Well, there are the obvious ones like most Wagner.
If you're looking for something out of the ordinary, I would suggest Shostakovich's "Lady Macbeth..."
That was a good starting point for me when I first began to develop a taste for Opera, and wanted something a little different.


----------



## Hexameron (Oct 7, 2006)

Verdi's _Il Trovatore_, Wagner's _Tristan und Isolde_, Beethoven's _Fidelio_, Weber's _Der Freischutz_, and Bellini's _Norma_.


----------



## cmb (Dec 20, 2006)

Are you going alone? With a friend? With a date?

What kind of composers do you like as a general rule?

Personally, I would steer away from Wagner as a first choice - the sheer length, even of Dutchman, is somewhat daunting.
Modern opera? Not a bad choice, but again, it would help to know what you regularly listen to.
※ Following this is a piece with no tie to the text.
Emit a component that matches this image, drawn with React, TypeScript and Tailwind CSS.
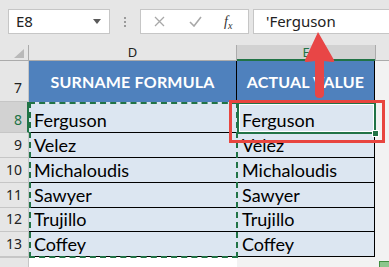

You say Mozart, but which Mozart? Early, mid late?
Where did you see it? Was it at a large house with an international cast, or a smaller local venue?
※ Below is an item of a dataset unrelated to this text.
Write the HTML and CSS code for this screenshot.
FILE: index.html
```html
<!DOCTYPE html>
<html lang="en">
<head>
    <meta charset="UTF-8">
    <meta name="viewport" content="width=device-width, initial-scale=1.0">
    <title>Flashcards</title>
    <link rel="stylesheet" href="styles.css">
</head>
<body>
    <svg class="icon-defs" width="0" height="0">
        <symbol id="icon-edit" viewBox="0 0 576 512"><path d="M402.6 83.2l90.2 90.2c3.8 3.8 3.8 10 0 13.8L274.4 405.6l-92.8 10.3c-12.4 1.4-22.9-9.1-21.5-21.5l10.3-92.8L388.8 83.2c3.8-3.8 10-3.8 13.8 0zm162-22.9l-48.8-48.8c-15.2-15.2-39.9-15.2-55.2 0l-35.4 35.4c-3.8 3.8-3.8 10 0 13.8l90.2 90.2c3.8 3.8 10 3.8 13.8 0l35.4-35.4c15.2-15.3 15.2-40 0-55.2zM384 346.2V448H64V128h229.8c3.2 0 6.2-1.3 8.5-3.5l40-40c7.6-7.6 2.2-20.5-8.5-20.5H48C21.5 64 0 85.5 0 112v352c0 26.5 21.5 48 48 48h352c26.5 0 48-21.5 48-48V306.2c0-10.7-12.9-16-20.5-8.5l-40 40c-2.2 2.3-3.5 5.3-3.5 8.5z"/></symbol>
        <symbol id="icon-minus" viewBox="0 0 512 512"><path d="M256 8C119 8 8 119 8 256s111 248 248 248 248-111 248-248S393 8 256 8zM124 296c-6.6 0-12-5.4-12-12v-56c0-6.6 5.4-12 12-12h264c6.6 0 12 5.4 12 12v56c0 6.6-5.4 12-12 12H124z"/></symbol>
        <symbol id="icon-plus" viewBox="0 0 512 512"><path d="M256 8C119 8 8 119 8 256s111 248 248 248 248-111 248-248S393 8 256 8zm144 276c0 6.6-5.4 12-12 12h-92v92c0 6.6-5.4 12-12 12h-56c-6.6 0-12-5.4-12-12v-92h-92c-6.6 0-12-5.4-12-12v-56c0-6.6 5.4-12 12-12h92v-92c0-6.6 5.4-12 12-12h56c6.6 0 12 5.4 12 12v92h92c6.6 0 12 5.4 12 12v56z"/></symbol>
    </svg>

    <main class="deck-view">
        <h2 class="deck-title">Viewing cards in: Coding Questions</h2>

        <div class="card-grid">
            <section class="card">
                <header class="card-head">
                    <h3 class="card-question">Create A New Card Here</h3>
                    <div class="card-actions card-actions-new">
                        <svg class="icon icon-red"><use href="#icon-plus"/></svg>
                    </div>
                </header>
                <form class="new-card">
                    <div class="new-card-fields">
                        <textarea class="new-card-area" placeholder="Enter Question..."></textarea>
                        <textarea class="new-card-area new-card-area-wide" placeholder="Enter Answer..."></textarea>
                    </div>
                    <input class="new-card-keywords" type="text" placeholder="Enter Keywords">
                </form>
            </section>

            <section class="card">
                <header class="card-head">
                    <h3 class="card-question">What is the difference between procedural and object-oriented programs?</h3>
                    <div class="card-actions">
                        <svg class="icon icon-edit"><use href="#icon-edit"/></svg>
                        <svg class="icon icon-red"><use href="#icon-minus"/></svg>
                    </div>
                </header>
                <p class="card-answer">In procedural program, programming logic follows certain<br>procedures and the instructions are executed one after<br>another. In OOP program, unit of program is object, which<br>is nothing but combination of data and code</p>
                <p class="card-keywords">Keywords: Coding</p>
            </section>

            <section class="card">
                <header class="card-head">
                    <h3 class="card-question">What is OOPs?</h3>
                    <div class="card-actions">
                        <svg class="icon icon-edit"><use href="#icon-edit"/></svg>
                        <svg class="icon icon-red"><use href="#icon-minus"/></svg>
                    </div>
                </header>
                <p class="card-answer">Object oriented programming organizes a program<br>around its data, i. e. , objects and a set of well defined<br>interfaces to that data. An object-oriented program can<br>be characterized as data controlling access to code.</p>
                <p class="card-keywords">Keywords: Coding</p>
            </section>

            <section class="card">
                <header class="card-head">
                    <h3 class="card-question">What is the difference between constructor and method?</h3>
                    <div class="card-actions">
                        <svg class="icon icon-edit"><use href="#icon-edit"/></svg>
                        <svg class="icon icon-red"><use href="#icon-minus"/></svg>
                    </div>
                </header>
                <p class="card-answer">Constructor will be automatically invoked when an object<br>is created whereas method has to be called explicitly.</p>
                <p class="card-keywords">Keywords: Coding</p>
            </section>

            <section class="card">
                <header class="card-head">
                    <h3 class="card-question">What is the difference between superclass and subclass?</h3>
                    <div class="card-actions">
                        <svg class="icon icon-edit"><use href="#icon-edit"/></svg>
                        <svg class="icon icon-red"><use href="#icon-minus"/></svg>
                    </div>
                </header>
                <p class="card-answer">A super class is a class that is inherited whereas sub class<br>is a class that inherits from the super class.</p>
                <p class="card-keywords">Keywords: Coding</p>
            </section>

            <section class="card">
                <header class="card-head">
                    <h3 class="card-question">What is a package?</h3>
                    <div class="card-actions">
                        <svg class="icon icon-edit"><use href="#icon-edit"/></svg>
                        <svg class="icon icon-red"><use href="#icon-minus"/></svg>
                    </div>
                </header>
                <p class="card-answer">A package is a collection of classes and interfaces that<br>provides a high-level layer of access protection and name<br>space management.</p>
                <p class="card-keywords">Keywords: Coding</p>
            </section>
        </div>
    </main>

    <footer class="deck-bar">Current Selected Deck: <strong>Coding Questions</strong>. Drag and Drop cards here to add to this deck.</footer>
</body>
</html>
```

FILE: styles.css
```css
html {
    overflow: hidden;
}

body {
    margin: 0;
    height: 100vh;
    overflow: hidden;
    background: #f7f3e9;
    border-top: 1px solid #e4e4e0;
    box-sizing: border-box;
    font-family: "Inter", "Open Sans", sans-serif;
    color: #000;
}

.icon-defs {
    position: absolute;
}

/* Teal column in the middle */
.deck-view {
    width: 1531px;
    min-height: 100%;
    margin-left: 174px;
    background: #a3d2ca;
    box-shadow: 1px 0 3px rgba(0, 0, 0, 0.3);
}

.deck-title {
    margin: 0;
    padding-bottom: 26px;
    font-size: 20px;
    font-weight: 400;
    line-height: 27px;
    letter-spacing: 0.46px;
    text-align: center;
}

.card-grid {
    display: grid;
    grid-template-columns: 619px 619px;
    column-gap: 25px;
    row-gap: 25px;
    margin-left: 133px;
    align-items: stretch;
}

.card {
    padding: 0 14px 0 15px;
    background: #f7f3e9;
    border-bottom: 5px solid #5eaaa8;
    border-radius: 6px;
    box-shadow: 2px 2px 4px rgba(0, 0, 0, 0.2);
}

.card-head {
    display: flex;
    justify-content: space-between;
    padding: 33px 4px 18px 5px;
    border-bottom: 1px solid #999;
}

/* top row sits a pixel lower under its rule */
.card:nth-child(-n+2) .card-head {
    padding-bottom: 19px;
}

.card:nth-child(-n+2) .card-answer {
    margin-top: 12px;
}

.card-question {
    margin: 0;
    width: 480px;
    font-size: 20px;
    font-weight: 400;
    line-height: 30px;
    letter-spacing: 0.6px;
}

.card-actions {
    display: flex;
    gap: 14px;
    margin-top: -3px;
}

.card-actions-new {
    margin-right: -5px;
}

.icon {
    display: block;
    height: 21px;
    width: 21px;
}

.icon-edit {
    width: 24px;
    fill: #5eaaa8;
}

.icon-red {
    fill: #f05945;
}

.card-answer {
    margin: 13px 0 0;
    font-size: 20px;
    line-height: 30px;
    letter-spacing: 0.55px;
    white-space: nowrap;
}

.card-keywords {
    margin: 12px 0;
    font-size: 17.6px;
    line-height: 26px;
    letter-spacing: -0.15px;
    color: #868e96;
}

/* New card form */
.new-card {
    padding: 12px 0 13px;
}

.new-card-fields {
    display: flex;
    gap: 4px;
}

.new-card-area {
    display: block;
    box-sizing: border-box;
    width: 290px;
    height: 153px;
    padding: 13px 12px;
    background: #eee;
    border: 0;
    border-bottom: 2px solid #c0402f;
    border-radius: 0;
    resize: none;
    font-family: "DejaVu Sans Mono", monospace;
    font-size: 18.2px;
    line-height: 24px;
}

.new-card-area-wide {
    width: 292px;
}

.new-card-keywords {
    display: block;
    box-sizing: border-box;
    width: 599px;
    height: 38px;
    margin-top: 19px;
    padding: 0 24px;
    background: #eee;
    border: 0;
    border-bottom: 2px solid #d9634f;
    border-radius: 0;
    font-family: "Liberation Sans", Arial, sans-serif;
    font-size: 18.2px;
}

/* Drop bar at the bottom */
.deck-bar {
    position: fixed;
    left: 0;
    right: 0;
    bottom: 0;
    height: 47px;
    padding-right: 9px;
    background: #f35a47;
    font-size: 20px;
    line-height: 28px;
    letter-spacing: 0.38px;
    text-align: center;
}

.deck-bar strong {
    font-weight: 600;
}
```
All these things factor in - although i am nuts for opera, it _is_ an acquired taste, and usually one that requires multiple viewings of the same opera before it "takes."
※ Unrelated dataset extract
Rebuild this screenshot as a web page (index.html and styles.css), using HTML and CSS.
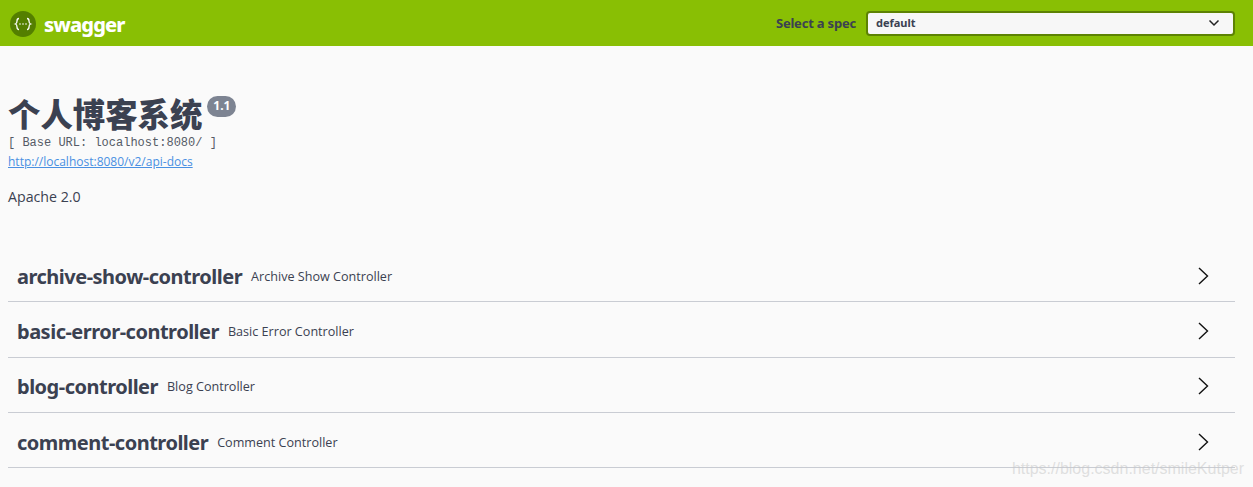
FILE: index.html
```html
<!DOCTYPE html>
<html lang="zh">

<head>
  <meta charset="UTF-8">
  <meta name="viewport" content="width=device-width, initial-scale=1.0">
  <title>Swagger UI</title>
  <link rel="stylesheet" href="styles.css">
</head>

<body>

  <div class="topbar">
    <div class="logo">
      <svg class="logo-icon" width="26" height="26" viewBox="0 0 26 26">
        <circle cx="13" cy="13" r="13" fill="#547f00" />
        <path d="M9 7.500c-2 0-2 1-2 2.500s0 2.500-1.500 3c1.500.5 1.500 1.500 1.500 3s0 2.500 2 2.500M17 7.500c2 0 2 1 2 2.500s0 2.500 1.500 3c-1.500.5-1.500 1.500-1.500 3s0 2.500-2 2.500" fill="none" stroke="#fff" stroke-width="1.300" />
        <circle cx="10" cy="13" r=".8" fill="#fff" />
        <circle cx="13" cy="13" r=".8" fill="#fff" />
        <circle cx="16" cy="13" r=".8" fill="#fff" />
      </svg>
      <span class="logo-text">swagger</span>
    </div>
    <div class="spec">
      <span class="spec-label">Select a spec</span>
      <div class="spec-select">
        <span class="spec-value">default</span>
        <svg width="12" height="8" viewBox="0 0 12 8">
          <path d="M1.500 1.500 6 6l4.500-4.500" fill="none" stroke="#222" stroke-width="1.500" />
        </svg>
      </div>
    </div>
  </div>

  <div class="info">
    <div class="title-line">
      <h1>个人博客系统</h1>
      <span class="version">1.1</span>
    </div>
    <div class="base-url">[ Base URL: localhost:8080/ ]</div>
    <a class="docs-link" href="#">http://localhost:8080/v2/api-docs</a>
    <div class="license">Apache 2.0</div>
  </div>

  <div class="tags">
    <div class="tag">
      <span class="tag-name">archive-show-controller</span>
      <span class="tag-desc">Archive Show Controller</span>
      <svg class="arrow" width="20" height="20" viewBox="0 0 20 20">
        <path d="M6 2l8.500 8-8.500 8" fill="none" stroke="#111" stroke-width="1.400" />
      </svg>
    </div>
    <div class="tag">
      <span class="tag-name">basic-error-controller</span>
      <span class="tag-desc">Basic Error Controller</span>
      <svg class="arrow" width="20" height="20" viewBox="0 0 20 20">
        <path d="M6 2l8.500 8-8.500 8" fill="none" stroke="#111" stroke-width="1.400" />
      </svg>
    </div>
    <div class="tag">
      <span class="tag-name">blog-controller</span>
      <span class="tag-desc">Blog Controller</span>
      <svg class="arrow" width="20" height="20" viewBox="0 0 20 20">
        <path d="M6 2l8.500 8-8.500 8" fill="none" stroke="#111" stroke-width="1.400" />
      </svg>
    </div>
    <div class="tag">
      <span class="tag-name">comment-controller</span>
      <span class="tag-desc">Comment Controller</span>
      <svg class="arrow" width="20" height="20" viewBox="0 0 20 20">
        <path d="M6 2l8.500 8-8.500 8" fill="none" stroke="#111" stroke-width="1.400" />
      </svg>
    </div>
  </div>

  <div class="watermark">https://blog.csdn.net/smileKutper</div>

</body>

</html>
```

FILE: styles.css
```css
html {
  height: 100%;
  overflow: hidden;
}

body {
  margin: 0;
  height: 100%;
  background-color: #fafafa;
  color: #3b4151;
  font-family: "Open Sans", "Noto Sans CJK SC", sans-serif;
  position: relative;
}

.topbar {
  display: flex;
  justify-content: space-between;
  align-items: center;
  height: 46px;
  box-sizing: border-box;
  padding: 0 18px 0 10px;
  background-color: #89bf04;
}

.logo {
  display: flex;
  align-items: center;
  gap: 8px;
  padding-top: 2px;
}

.logo-text {
  color: #fff;
  font-family: "Noto Sans", sans-serif;
  font-size: 20px;
  font-weight: 800;
  letter-spacing: -0.9px;
}

.spec {
  display: flex;
  align-items: center;
  gap: 10px;
}

.spec-label {
  font-family: "Noto Sans", sans-serif;
  font-size: 13px;
  font-weight: 700;
  letter-spacing: -0.2px;
}

.spec-select {
  display: flex;
  justify-content: space-between;
  align-items: center;
  width: 369px;
  height: 25px;
  box-sizing: border-box;
  padding: 0 13px 0 8px;
  border: 2px solid #5d8203;
  border-radius: 4px;
  background-color: #f7f7f7;
  font-family: "Noto Sans", sans-serif;
  font-size: 11px;
  font-weight: 700;
}

.spec-value {
  line-height: 15px;
  margin-bottom: 2px;
}

.info {
  padding: 50px 8px 0;
}

.title-line {
  display: flex;
  align-items: flex-start;
  height: 40px;
}

h1 {
  margin: 0;
  font-family: "Noto Sans CJK SC", sans-serif;
  font-size: 32.400px;
  line-height: 34px;
  font-weight: 900;
}

.version {
  margin-left: 5px;
  padding: 0 6px;
  height: 21px;
  line-height: 20px;
  border-radius: 11px;
  background-color: #7d8492;
  color: #fff;
  font-size: 12px;
  font-weight: 700;
  font-family: "Noto Sans", sans-serif;
}

.base-url {
  height: 17px;
  line-height: 15px;
  color: #555a66;
  font-family: "Liberation Mono", monospace;
  font-size: 12px;
}

.docs-link {
  display: block;
  width: max-content;
  font-size: 12px;
  line-height: 18px;
  color: #4990e2;
}

.license {
  margin-top: 16px;
  font-size: 14.200px;
  line-height: 20px;
}

.tags {
  margin: 40px 18px 0 8px;
}

.tag {
  display: flex;
  align-items: center;
  height: 55.300px;
  box-sizing: border-box;
  padding: 4px 22px 0 9px;
  border-bottom: 1px solid #c9ccd3;
}

.tag-name {
  font-family: "Noto Sans", sans-serif;
  font-size: 20px;
  font-weight: 700;
  letter-spacing: -0.5px;
}

.tag-desc {
  margin-left: 9px;
  font-size: 12.600px;
}

.arrow {
  margin-left: auto;
  margin-top: -1px;
}

.watermark {
  position: absolute;
  right: 9px;
  bottom: 9px;
  color: rgba(200, 200, 200, 0.55);
  font-family: "Liberation Sans", sans-serif;
  font-size: 16px;
}
```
Many opera-lovers report that it took them a while.

I'm not trying to make this off-putting at all just trying to help.


----------



## Kurkikohtaus (Oct 22, 2006)

Shane said:


> Well, there are the obvious ones like most Wagner.
> If you're looking for something out of the ordinary, I would suggest Shostakovich's "Lady Macbeth..."


No offence to Wagner, Shostakovich and Shane, but the original question asked for an opera that has lots of good tunes in it, possibly akin to Mozart... Wagner and Shostakovich may well be the antithesis of that style.

If you want good tunes and evenly balanced music (no long boring stretches, if I understand you correctly), try Puccinis *La Boheme*.


----------



## Topaz (Oct 25, 2006)

I agree with Kurkikohtaus that it's a big jump from Mozart to Wagner. 

Even though I greatly like both, it took a long while for me to appreciate Wagner. The best way into Wagner as a beginner is not to listen to any complete operas but to sample the "best of" extracts, and when the "penny drops" that's the time to venture into a whole opera. At that time the one I would go for first is Tristan Und Solde, which is very nice throughout and a good story. The orchestral side of this is especially magnificent

Before then, I like Puccini a great deal and agree that La Boheme is nice, but so too is Madame Butterly. 

Verdi's Otello and Aida are generally considered slightly further up the artistic scale than Puccini's, but I think the same comment applies as to Wagner.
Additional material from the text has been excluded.